BARONY OF HERON (I)
WILLIAM HERON or HEYRUN, son and heir of Sir Roger HERON (c), of Ford in Northumberland, by Elizabeth or Isabel (e), one of the three daughters and coheirs of Adam DE SWINBURNE, was born about November 1304. From 1336 he is frequently mentioned as engaged in some public service, especially in preserving the peace and public safety in the troublous Border district where he lived. In November 1337 he and his wife Isabel made a settlement of the manor of Ford and the advowson of the church, the remainders being to his sons Roger, William, John and Thomas. On 16 July 1338 he had licence to crenellate his manor house of Ford, and in April 1340, for good services rendered as King's yeoman in Scotland and elsewhere, he had licence to hold his fortified house by the name of castle, and to have free warren in his demesne lands. In 1341 payment was ordered to him of £48 as wages for himself and his men-at-arms and hobelers who were employed on the King's service in the March of Scotland, and in 1344 he had a grant of the custody of Trollop. He fought in the battle of Nevill's Cross, near Durham, in 1346, and received a grant of forfeited lands, including a confirmation of the manor of Thornton in Norham, which he had purchased, and was made a knight in or before 1348. In 1346 John Darcy the son, lord of Knayth, claimed the manor of Ford against William Heron and Isabel his wife, alleging a settlement made by Sir William Heron (grandfather of William), but on 2 March 1347/8 he formally renounced all right in the lands.

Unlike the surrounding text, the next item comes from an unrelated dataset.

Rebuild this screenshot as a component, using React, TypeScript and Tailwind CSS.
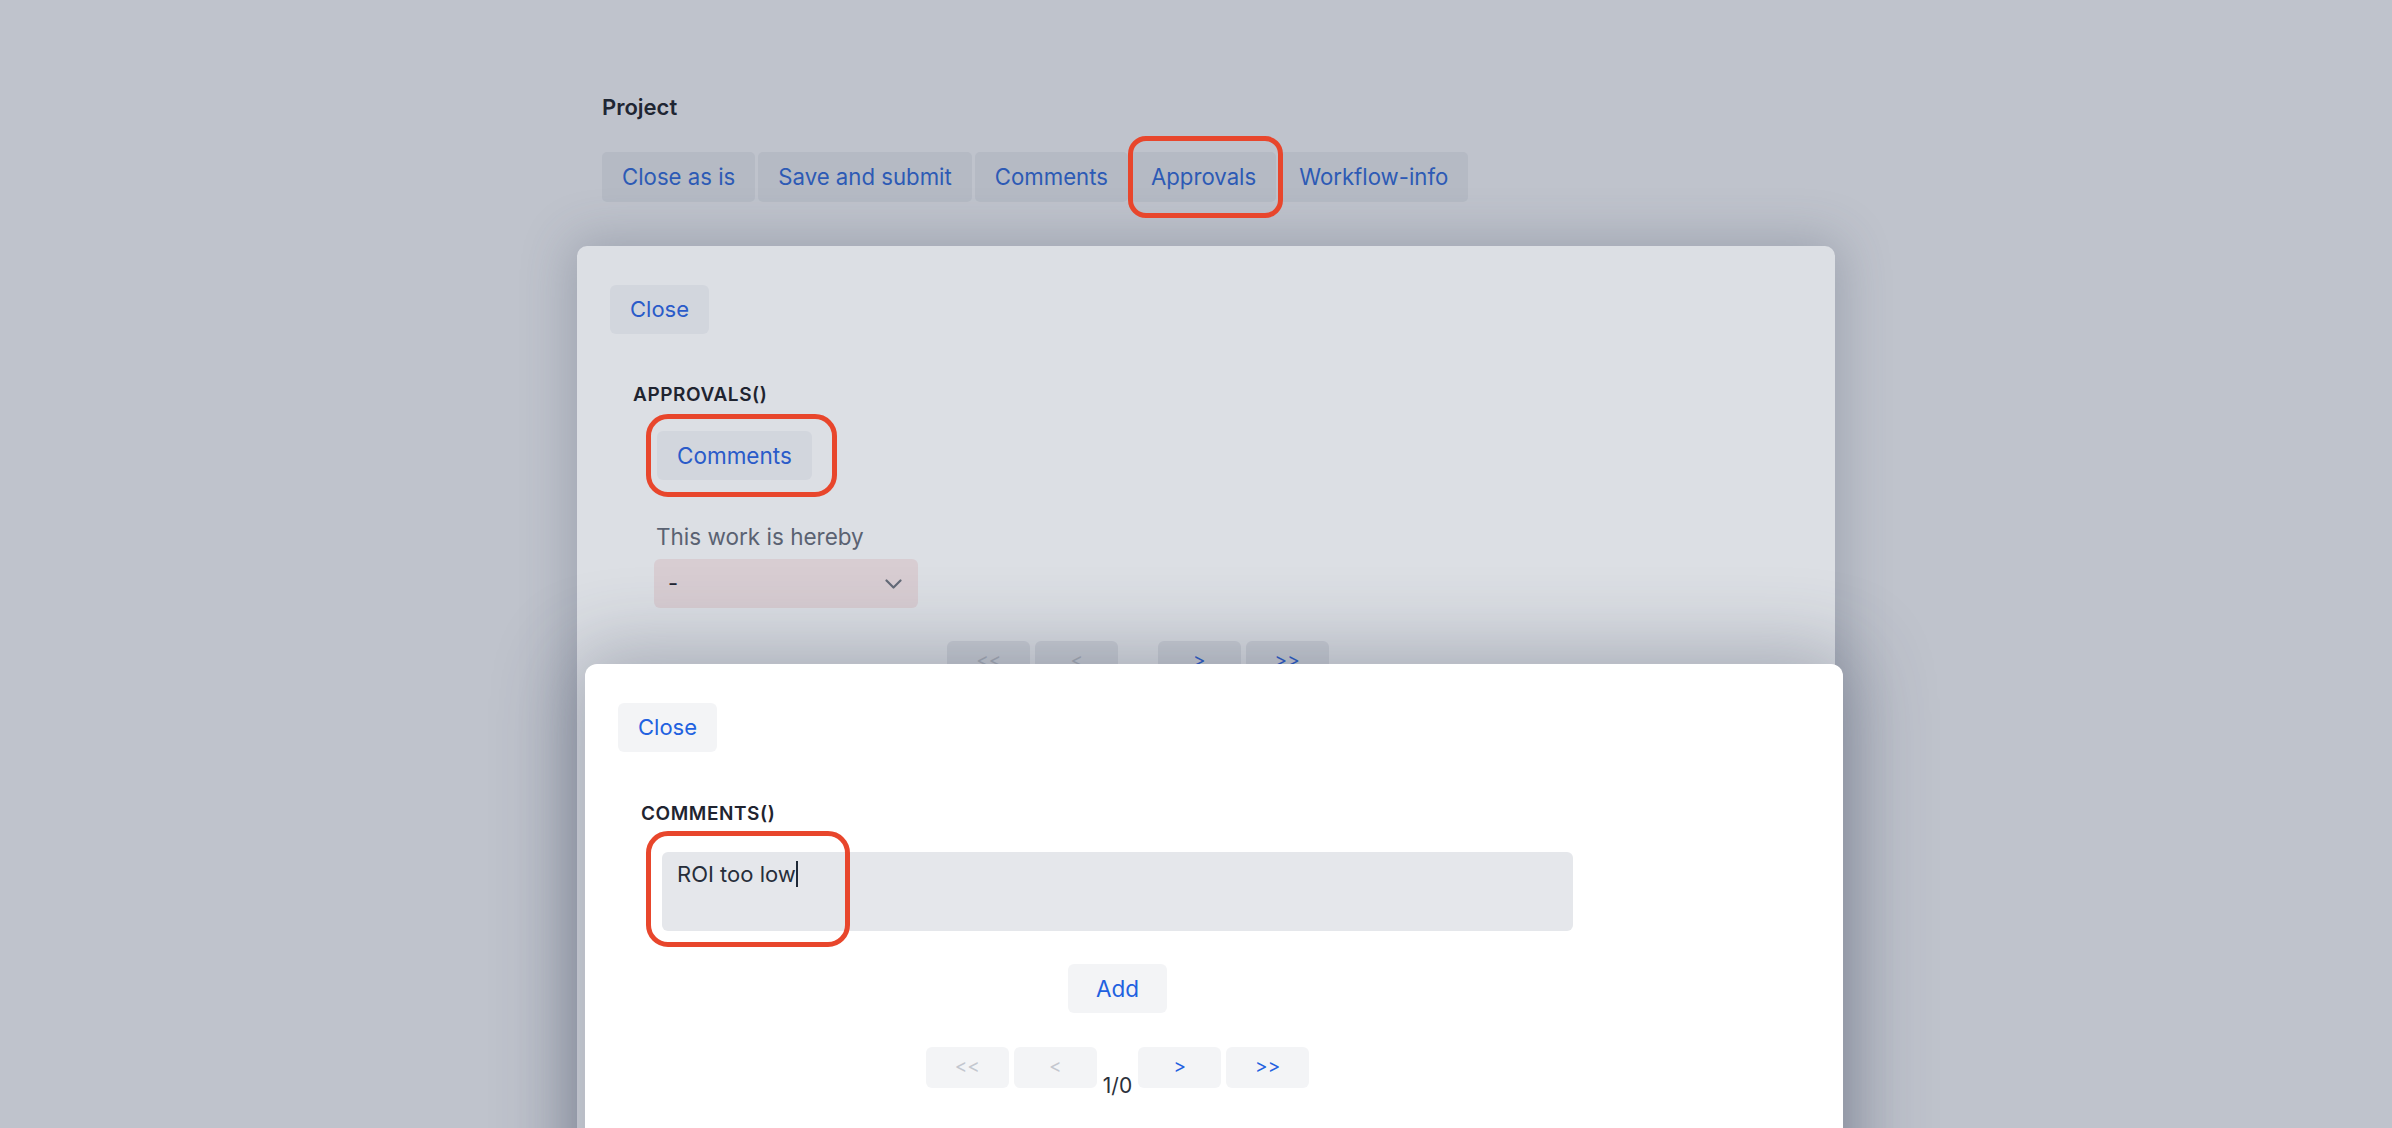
import React from "react";

const blueDim = "text-[#2d5ab5]";

function Chevron() {
  return (
    <svg width="17" height="10" viewBox="0 0 17 10" fill="none">
      <path d="M1.5 1.5l7 7 7-7" stroke="#646b78" strokeWidth="2.2" strokeLinecap="round" strokeLinejoin="round" />
    </svg>
  );
}

function Annotation({ className }: { className: string }) {
  return <div className={"pointer-events-none absolute border-[5px] border-[#e8462c] " + className} />;
}

export default function App() {
  const tabs = ["Close as is", "Save and submit", "Comments", "Approvals", "Workflow-info"];
  return (
    <div className="relative h-[1128px] w-full overflow-hidden bg-[#bfc3cc] font-['Inter','Noto_Sans',sans-serif]">
      {/* page */}
      <div className="mx-auto w-[1188px] pt-[92px]">
        <h1 className="text-[22px] font-semibold leading-[30px] text-[#1f2633]">Project</h1>
        <div className="mt-[30px] flex gap-[3px]">
          {tabs.map((t) => (
            <button
              key={t}
              className={"h-[50px] rounded-[5px] bg-[#b5bac4] px-[20px] text-[22.2px] leading-[30px] " + blueDim}
            >
              {t}
            </button>
          ))}
        </div>
      </div>

      {/* modal 1 (under the second modal) */}
      <div className="absolute left-[577px] top-[246px] h-[1000px] w-[1258px] rounded-[10px] bg-[#dcdfe4] shadow-[0_0_50px_6px_rgba(70,80,100,0.28)]">
        <div className="pl-[33px] pt-[39px]">
          <button className="h-[49px] rounded-[6px] bg-[#d2d6dd] px-[20px] text-[22px] leading-[33px] text-[#2a5bc9]">
            Close
          </button>
          <div className="ml-[23px] mt-[47px] w-[1010px]">
            <h2 className="text-[19px] font-semibold leading-[28px] tracking-[0.03em] text-[#1f2430]">APPROVALS()</h2>
            <button className="ml-[24px] mt-[22px] h-[49px] rounded-[6px] bg-[#d2d6dd] px-[20px] text-[22.5px] leading-[33px] text-[#2a5bc9]">
              Comments
            </button>
            <div className="ml-[23px] mt-[40px] text-[22.5px] leading-[33px] text-[#5a6272]">This work is hereby</div>
            <div className="ml-[21px] mt-[6px] flex h-[49px] w-[264px] items-center justify-between rounded-[6px] bg-[#d8cdd2] pl-[14px] pr-[16px] text-[22px] text-[#1f2633]">
              <span>-</span>
              <Chevron />
            </div>
            <div className="mt-[33px] flex justify-center gap-[5px]">
              <button className="h-[41px] w-[83px] rounded-[6px] bg-[#cbcfd6] text-[19px] text-[#a9aeb8]">&lt;&lt;</button>
              <button className="h-[41px] w-[83px] rounded-[6px] bg-[#cbcfd6] text-[19px] text-[#a9aeb8]">&lt;</button>
              <span className="mt-[23px] text-[21px] leading-[31px] text-[#2b303a]">1/0</span>
              <button className="h-[41px] w-[83px] rounded-[6px] bg-[#cbcfd6] text-[19px] text-[#2a5bc9]">&gt;</button>
              <button className="h-[41px] w-[83px] rounded-[6px] bg-[#cbcfd6] text-[19px] text-[#2a5bc9]">&gt;&gt;</button>
            </div>
          </div>
        </div>
      </div>

      {/* modal 2 (on top) */}
      <div className="absolute left-[585px] top-[664px] h-[620px] w-[1258px] rounded-[12px] bg-white shadow-[0_0_80px_14px_rgba(50,60,85,0.32)]">
        <div className="pl-[33px] pt-[39px]">
          <button className="h-[49px] rounded-[6px] bg-[#f3f4f6] px-[20px] text-[22px] leading-[33px] text-[#2161e0]">
            Close
          </button>
          <div className="ml-[23px] mt-[48px] w-[953px]">
            <h2 className="text-[19px] font-semibold leading-[28px] tracking-[0.03em] text-[#1f2430]">COMMENTS()</h2>
            <div className="ml-[21px] mt-[24px] h-[79px] w-[911px] rounded-[6px] bg-[#e5e7eb] px-[15px] pt-[6px] text-[22px] leading-[33px] text-[#272e3a]">
              ROI too low
              <span className="inline-block h-[26px] w-[2px] bg-[#1f2937] align-[-5px]" />
            </div>
            <div className="mt-[33px] flex justify-center">
              <button className="h-[49px] w-[99px] rounded-[6px] bg-[#f3f4f6] text-[22.5px] leading-[33px] text-[#2161e0]">
                Add
              </button>
            </div>
            <div className="mt-[34px] flex justify-center gap-[5px]">
              <button className="h-[41px] w-[83px] rounded-[6px] bg-[#f3f4f6] text-[19px] text-[#c3c7cf]">&lt;&lt;</button>
              <button className="h-[41px] w-[83px] rounded-[6px] bg-[#f3f4f6] text-[19px] text-[#c3c7cf]">&lt;</button>
              <span className="mx-[1px] mt-[23px] text-[21px] leading-[31px] text-[#2b303a]">1/0</span>
              <button className="h-[41px] w-[83px] rounded-[6px] bg-[#f3f4f6] text-[19px] text-[#2161e0]">&gt;</button>
              <button className="h-[41px] w-[83px] rounded-[6px] bg-[#f3f4f6] text-[19px] text-[#2161e0]">&gt;&gt;</button>
            </div>
          </div>
        </div>
      </div>

      {/* annotations */}
      <Annotation className="left-[1128px] top-[136px] h-[82px] w-[155px] rounded-[18px]" />
      <Annotation className="left-[646px] top-[414px] h-[83px] w-[191px] rounded-[22px]" />
      <Annotation className="left-[646px] top-[831px] h-[116px] w-[204px] rounded-[22px]" />
    </div>
  );
}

William Heron was appointed Keeper of Berwick-on-Tweed in 1350, and next year, as chivaler, with Isabel his wife, Roger his brother, and Roger, John, Walter. Thomas, Robert and Andrew, his sons, was called upon to acknowledge the various services by which the lands in Ford and in other places were held by them of John de Coupland, chivaler, of Wooler. In 1353 he was serving in Scotland with ten men-at-arms and twenty archers. He acquired the Tailbois manor of Croydon, in co. Cambridge, about 1354, a tenement at North Gosford in 1361/2, and the manor of Whittingham, near Alnwick, jointly with Sir John Heron in 1371. He appears to have been charged with complicity in the murder of John de Coupland on Bolton Moor, near Alnwick, in December 1363 being next year a prisoner at Winchester, but was able to rebut the charge, for in September 1366 he and his son, Sir Roger, gave a release of all actions to Joan, the widow of John de Coupland, and others who, had sued the evildoers who had killed her husband. He was summoned to Parliament, 8 January 1370/1, by writ directed Willelmo Heron, whereby he is held to have become LORD HERON. He was not summoned again, nor were any of his descendants. At Easter 1373 he and his sons Roger and Thomas were called upon to show by what services they held Ford and other lands of Joan, widow of John de Coupland. He married Isabel. He died 21 December 1379. [Complete Peerage VI:484-6, (transcribed by Dave Utzinger)]
(c) Roger is said to have been a younger son, but heir male, of William Heron, who d. Dec 1296. The eldest son, Walter, had left a daughter and heir, Emmeline, who m. John Darcy. Roger is not usually described as a knight, but is so designated in a charter dated 1310, an inquisition of 1314, and a return made in 1323. He was living in Oct 1332, but d. before 15 Mar 1332/3, when his son William asked permission to pay by instalments a debt which his father Roger had incurred as Constable of Bamborough Castle. Roger left a widow named Margery, who was living 1346.
(e) She was dead in 1326, when her son William was found to be one of the coheirs of Adam de Swinburne.